I have written before about having inherited the absent-minded-professor gene. I’m not the only one in our extended family. Among other mishaps, my nephew lost his wedding ring two months after the wedding and locked himself out of his car the day of his white coat ceremony at medical school. We blame my dad for passing on this unfortunate DNA. Opa, as he became affectionately known, notoriously lived with his head in the upper stratospheres.
For example, after my mother’s gall bladder surgery, he wanted to do something special for her. He arrived at the hospital with a bouquet of flowers and a card that read, “Congratulations on the arrival of your new little one!” Mom, of course, never let him live that down. Luckily, Opa always remained good natured about any teasing.
Opa drove forklift for Georgia Pacific lumber mill. His admirable work ethic bore down hard on his clothes as well, but appearances never mattered to him—he usually preferred comfortable old duds over anything new he owned. All well and good until one notorious day when he arrived at work.
“Hey,” a co-worker said. “You have a hole in your caboose!”
“Choo, choo, so do you!” Opa retorted, enjoying the morning banter.
“Yeah, well, MY pants ain’t showin’ no tighty whities.”

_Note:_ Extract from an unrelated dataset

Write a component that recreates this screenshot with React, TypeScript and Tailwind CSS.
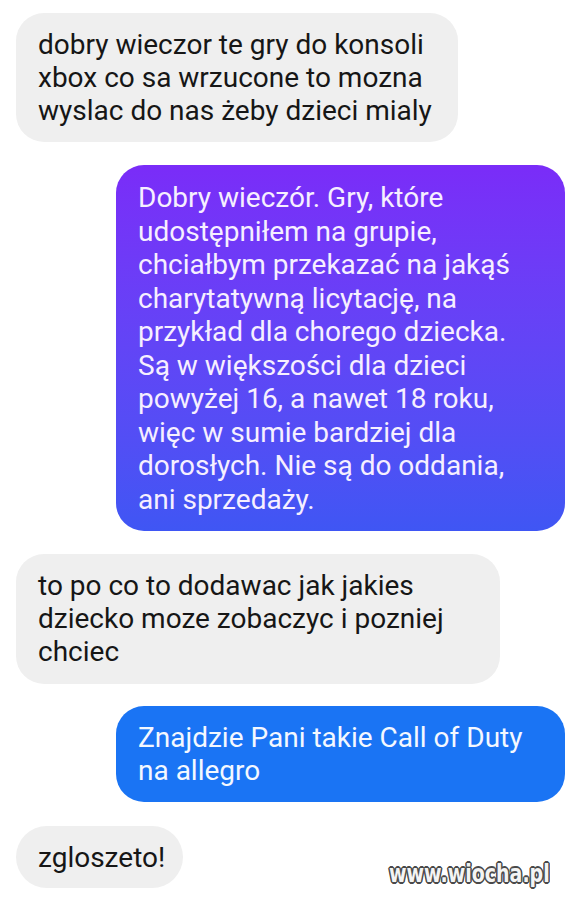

No, could it be? Things had felt drafty. Mortifications upon mortifications, the pant seam had parted all the way to Timbuktu! Needless to say, he quickly whisked himself out of there and rushed home to change.
The following day, soon after he left for work, Opa’s truck came roaring into the driveway again, much to Mom’s surprise. He marched into the house, and I understand there was some yelling involved as he headed to the bedroom. Fortunately, though, this time he had noticed his defective knickers before anyone saw him, but was he ever mad at himself.
Mom, however, could not stop laughing.